In den sich überschneidenden Punkten kann man nämlich davon ausgehen, dass sich diese Ereignisse tatsächlich so oder so ähnlich dargestellt haben. Der Stil in dem Michelle Marly ist dabei bewusst schlicht gehalten und ebenso geradlinig wie das kleine Schwarze der berühmten Modeikone.
Dialoge: eine Kunst für sich
Der Autorin ist es gelungen, die einzelnen Erfahrungen der Coco Chanel nachzurecherchieren. Dennoch bin ich mir sicher, dass die Dialoge zum Teil nicht nachzurecherchieren waren, was es unheimlich schwierig erscheinen lässt, diesen Teil der Geschichte zu erzählen. Um so mehr ist es verwunderlich, wie modern und doch gleichzeitig passend Michelle Marly diese Dialoge nachempfunden hat. Sie wirken zeitlos und könnten sich doch exakt so zugetragen haben.
Allein durch diese Dialoge könnte ich nun behaupten, es sei der Autorin gelungen eine Hommage auf Coco Chanel zu schreiben.
Die Dialoge der Coco Chanel sind nämlich in „Mademoiselle Coco und der Duft der Liebe“ von Michelle Marly durch eine Sinnlichkeit ebenso geprägt wie durch eine Melancholie. Dennoch hat dieser sprachliche Ausdruck in den meisten Fällen weder etwas mit Erotik noch mit Romantik zu tun.
Cocos Dialoge wirken authentisch und so sachlich, dass man das Gefühl bekommen könnte, es ginge ihr nicht um Emotionen. Tatsächlich erzeugt sie aber mit ihren Handlungen, Gesten und den bereits genannten Dialogen eine Legende um ihre Person, in die sie sich hüllen kann, wie in eine Decke. Ihre wahre Geschichte hält sie weitestgehend geheim.
Wer Coco Chanel war könnte in Wahrheit wahrscheinlich nur Coco Chanel selbst sagen, doch Coco ist lange tot und lebt in ihren zahlreichen Romanbiografien, Legenden, Designs und nicht zuletzt ihrer Marke fort.
„Mademoiselle Coco und der Duft der Liebe“ von Michelle Marly: Raffinierte Emotionsführung
Betrachtet man Coco Chanel als Frau ihrer Zeit, so fällt auf, dass sie in ihrer Leidenschaft für Mode ebenso kompromisslos wie in ihrer Art Freundschaften und Lieben zu pflegen. Sie achtete stets auf ihren persönlichen Vorteil und war doch nicht emotionslos.

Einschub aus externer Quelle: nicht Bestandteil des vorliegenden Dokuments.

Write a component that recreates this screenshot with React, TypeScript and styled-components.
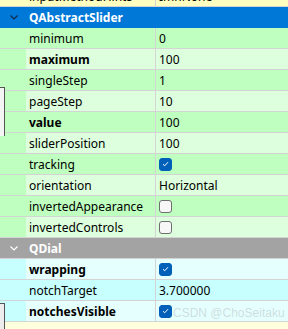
import React from 'react';
import styled, { createGlobalStyle } from 'styled-components';

type Tone = 'green' | 'cyan' | 'yellow';

const palette: Record<Tone, { base: string; alt: string }> = {
  green: { base: '#bfffbf', alt: '#ddffdd' },
  cyan: { base: '#c7ffff', alt: '#e5ffff' },
  yellow: { base: '#ffffbf', alt: '#ffffdd' },
};

type Value = string | boolean;

interface Prop {
  name: string;
  value: Value;
  changed?: boolean;
}

interface Section {
  title: string;
  tone: Tone;
  selected?: boolean;
  props: Prop[];
}

const sections: Section[] = [
  {
    title: 'QAbstractSlider',
    tone: 'green',
    selected: true,
    props: [
      { name: 'minimum', value: '0' },
      { name: 'maximum', value: '100', changed: true },
      { name: 'singleStep', value: '1' },
      { name: 'pageStep', value: '10' },
      { name: 'value', value: '100', changed: true },
      { name: 'sliderPosition', value: '100' },
      { name: 'tracking', value: true },
      { name: 'orientation', value: 'Horizontal' },
      { name: 'invertedAppearance', value: false },
      { name: 'invertedControls', value: false },
    ],
  },
  {
    title: 'QDial',
    tone: 'cyan',
    props: [
      { name: 'wrapping', value: true, changed: true },
      { name: 'notchTarget', value: '3.700000' },
      { name: 'notchesVisible', value: true, changed: true },
    ],
  },
];

const GlobalStyle = createGlobalStyle`
  html, body {
    margin: 0;
    padding: 0;
  }
  body {
    width: 288px;
    height: 329px;
    overflow: hidden;
    background: #ffffdd;
    font-family: "Noto Sans", "Open Sans", sans-serif;
    font-size: 12px;
    color: #000;
  }
`;

const Browser = styled.div`
  position: relative;
  width: 288px;
  height: 329px;
  overflow: hidden;
`;

const List = styled.div`
  display: flex;
  flex-direction: column;
  margin-top: -14px;
`;

const Row = styled.div<{ $tone: Tone; $alt: boolean }>`
  display: grid;
  grid-template-columns: 156px 1fr;
  height: 20px;
  border-bottom: 1px solid #d4d4d4;
  background: ${({ $tone, $alt }) => ($alt ? palette[$tone].alt : palette[$tone].base)};
`;

const NameCell = styled.div<{ $tone: Tone }>`
  display: flex;
  align-items: center;
  border-right: 1px solid #d4d4d4;
  overflow: hidden;

  &::before {
    content: '';
    flex: 0 0 26px;
    align-self: stretch;
    background: ${({ $tone }) => palette[$tone].base};
  }
`;

const Label = styled.span<{ $bold?: boolean }>`
  padding-left: 3px;
  white-space: nowrap;
  font-weight: ${({ $bold }) => ($bold ? 700 : 400)};
`;

const ValueCell = styled.div`
  display: flex;
  align-items: center;
  padding-left: 3px;
  white-space: nowrap;
  overflow: hidden;
`;

const Header = styled.div<{ $selected?: boolean }>`
  display: flex;
  align-items: center;
  height: 20px;
  border-bottom: 1px solid ${({ $selected }) => ($selected ? '#0078d7' : '#d4d4d4')};
  background: ${({ $selected }) => ($selected ? '#0078d7' : '#a3a3a3')};
  color: #fff;
  font-weight: 700;
`;

const Chevron = styled.span`
  display: flex;
  width: 29px;
  padding-left: 10px;
  box-sizing: border-box;
`;

const Box = styled.span<{ $checked: boolean }>`
  display: flex;
  align-items: center;
  justify-content: center;
  width: 13px;
  height: 13px;
  box-sizing: border-box;
  border-radius: 3px;
  background: ${({ $checked }) => ($checked ? '#005fb8' : '#f7f7f7')};
  border: 1px solid ${({ $checked }) => ($checked ? '#005fb8' : '#6e6e6e')};
`;

const Watermark = styled.div`
  position: absolute;
  left: 173px;
  top: 306px;
  font-family: "Liberation Sans", Arial, sans-serif;
  font-size: 12px;
  color: rgba(170, 170, 170, 0.4);
  white-space: nowrap;
`;

// edges of a window lying behind the panel
const FrameEdge = styled.div<{ $top: number; $height: number; $fill: string }>`
  position: absolute;
  left: 0;
  top: ${({ $top }) => $top}px;
  width: 4px;
  height: ${({ $height }) => $height}px;
  background: ${({ $fill }) => $fill};
  border-top: 1px solid #555;
  border-right: 1px solid #555;
`;

const CheckBox: React.FC<{ checked: boolean }> = ({ checked }) => (
  <Box $checked={checked}>
    {checked && (
      <svg width="7" height="6" viewBox="0 0 7 6">
        <path d="M1 3.2 L2.7 4.8 L6 1.2" fill="none" stroke="#fff" strokeWidth="1" />
      </svg>
    )}
  </Box>
);

const App: React.FC = () => {
  let index = 0;
  return (
    <Browser>
      <GlobalStyle />
      <List>
        <Row $tone="yellow" $alt={false}>
          <NameCell $tone="yellow">
            <Label>inputMethodHints</Label>
          </NameCell>
          <ValueCell>ImhNone</ValueCell>
        </Row>
        {sections.map((section) => {
          const header = (
            <Header key={section.title} $selected={section.selected}>
              <Chevron>
                <svg width="8" height="5" viewBox="0 0 8 5">
                  <path
                    d="M0.5 0.5 L4 4 L7.5 0.5"
                    fill="none"
                    stroke={section.selected ? '#10294a' : '#fff'}
                    strokeWidth="1.2"
                  />
                </svg>
              </Chevron>
              {section.title}
            </Header>
          );
          const rows = section.props.map((p) => {
            const alt = index % 2 === 1;
            index += 1;
            return (
              <Row key={p.name} $tone={section.tone} $alt={alt}>
                <NameCell $tone={section.tone}>
                  <Label $bold={p.changed}>{p.name}</Label>
                </NameCell>
                <ValueCell>
                  {typeof p.value === 'boolean' ? <CheckBox checked={p.value} /> : p.value}
                </ValueCell>
              </Row>
            );
          });
          index += 1;
          return (
            <React.Fragment key={section.title}>
              {header}
              {rows}
            </React.Fragment>
          );
        })}
      </List>
      <FrameEdge $top={87} $height={48} $fill="#f4f4f4" />
      <FrameEdge $top={303} $height={30} $fill="#ededed" />
      <Watermark>CSDN @ChoSeitaku</Watermark>
    </Browser>
  );
};

export default App;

Dabei war sie allerdings in gewissen Bereichen egoistisch, ohne nazistisch zu sein. Gleichzeitig war sie auf Grund ihrer Kindheit in vielerlei Hinsicht das verunsicherte kleine Mädchen geblieben, dem die Männer gerne Schutz boten.

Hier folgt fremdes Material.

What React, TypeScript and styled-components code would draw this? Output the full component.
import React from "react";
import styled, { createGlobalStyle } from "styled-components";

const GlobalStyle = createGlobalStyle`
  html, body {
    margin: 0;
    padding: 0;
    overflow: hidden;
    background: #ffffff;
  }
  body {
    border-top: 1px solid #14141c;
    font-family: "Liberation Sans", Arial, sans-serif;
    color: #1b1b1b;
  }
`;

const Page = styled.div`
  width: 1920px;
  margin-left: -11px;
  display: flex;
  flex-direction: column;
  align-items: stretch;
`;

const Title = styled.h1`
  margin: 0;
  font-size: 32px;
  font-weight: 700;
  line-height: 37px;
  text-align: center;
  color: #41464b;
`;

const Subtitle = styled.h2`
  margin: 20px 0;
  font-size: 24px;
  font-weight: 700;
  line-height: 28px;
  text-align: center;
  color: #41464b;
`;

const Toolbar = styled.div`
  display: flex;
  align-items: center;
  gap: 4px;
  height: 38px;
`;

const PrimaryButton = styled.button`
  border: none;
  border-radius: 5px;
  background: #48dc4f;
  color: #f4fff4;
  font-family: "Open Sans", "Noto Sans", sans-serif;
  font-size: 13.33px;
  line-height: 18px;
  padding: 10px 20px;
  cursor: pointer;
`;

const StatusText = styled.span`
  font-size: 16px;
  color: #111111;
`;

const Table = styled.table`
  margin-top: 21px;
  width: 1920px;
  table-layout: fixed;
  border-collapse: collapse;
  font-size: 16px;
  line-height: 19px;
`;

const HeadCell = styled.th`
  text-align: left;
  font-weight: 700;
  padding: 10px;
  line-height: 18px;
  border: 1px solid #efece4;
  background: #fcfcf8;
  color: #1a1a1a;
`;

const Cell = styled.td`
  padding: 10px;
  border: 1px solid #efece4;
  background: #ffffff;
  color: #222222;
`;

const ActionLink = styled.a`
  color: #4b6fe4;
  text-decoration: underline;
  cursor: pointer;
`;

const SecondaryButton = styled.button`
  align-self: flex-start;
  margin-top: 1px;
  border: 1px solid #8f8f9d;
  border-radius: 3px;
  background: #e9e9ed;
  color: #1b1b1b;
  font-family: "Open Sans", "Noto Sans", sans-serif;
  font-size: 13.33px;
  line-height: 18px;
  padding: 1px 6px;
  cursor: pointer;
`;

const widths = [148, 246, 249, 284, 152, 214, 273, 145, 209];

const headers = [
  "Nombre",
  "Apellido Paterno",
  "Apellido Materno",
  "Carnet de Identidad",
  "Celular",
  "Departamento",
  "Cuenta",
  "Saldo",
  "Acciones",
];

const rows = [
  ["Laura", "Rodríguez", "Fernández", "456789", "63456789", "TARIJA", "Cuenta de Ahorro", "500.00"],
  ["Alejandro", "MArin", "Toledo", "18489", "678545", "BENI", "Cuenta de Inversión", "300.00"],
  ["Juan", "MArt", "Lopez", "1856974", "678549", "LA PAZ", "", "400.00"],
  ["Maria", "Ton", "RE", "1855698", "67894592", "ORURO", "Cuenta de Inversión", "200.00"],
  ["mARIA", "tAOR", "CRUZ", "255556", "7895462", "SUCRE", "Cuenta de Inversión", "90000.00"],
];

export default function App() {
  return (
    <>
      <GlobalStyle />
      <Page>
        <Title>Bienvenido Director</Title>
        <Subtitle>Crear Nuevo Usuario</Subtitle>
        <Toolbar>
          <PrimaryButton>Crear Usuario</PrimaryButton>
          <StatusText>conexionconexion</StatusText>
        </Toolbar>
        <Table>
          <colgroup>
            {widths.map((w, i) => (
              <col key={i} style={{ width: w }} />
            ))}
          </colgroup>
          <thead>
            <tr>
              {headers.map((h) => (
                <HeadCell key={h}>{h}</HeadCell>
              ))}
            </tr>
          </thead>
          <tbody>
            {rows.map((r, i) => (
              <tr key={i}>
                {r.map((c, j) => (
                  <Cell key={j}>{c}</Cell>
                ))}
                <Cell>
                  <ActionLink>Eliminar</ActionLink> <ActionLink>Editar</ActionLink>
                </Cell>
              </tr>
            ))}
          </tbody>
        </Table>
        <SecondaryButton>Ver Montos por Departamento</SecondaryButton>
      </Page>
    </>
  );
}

Unglücklicher Weise wird diese Verunsicherung mit jedem Schritt den ihr Unternehmen tut größer, nicht hinsichtlich der Tatsache, dass sie nicht genau wüsste, wo sie steht und wo sie hin will, sondern eher in Bezug auf ihre zahlreichen Liebschaften.
Man hat den Eindruck nach dem Verlust ihrer großen Liebe sucht sie bei allen und jedem Trost und Inspiration. Die größte Inspiration hat ihr Arthur „Boy“ Chapel noch zu Lebzeiten hinterlassen, hatte er ihr doch geraten, für ihre treuen Kundinnen ein Parfum als Geschenk zu kreieren.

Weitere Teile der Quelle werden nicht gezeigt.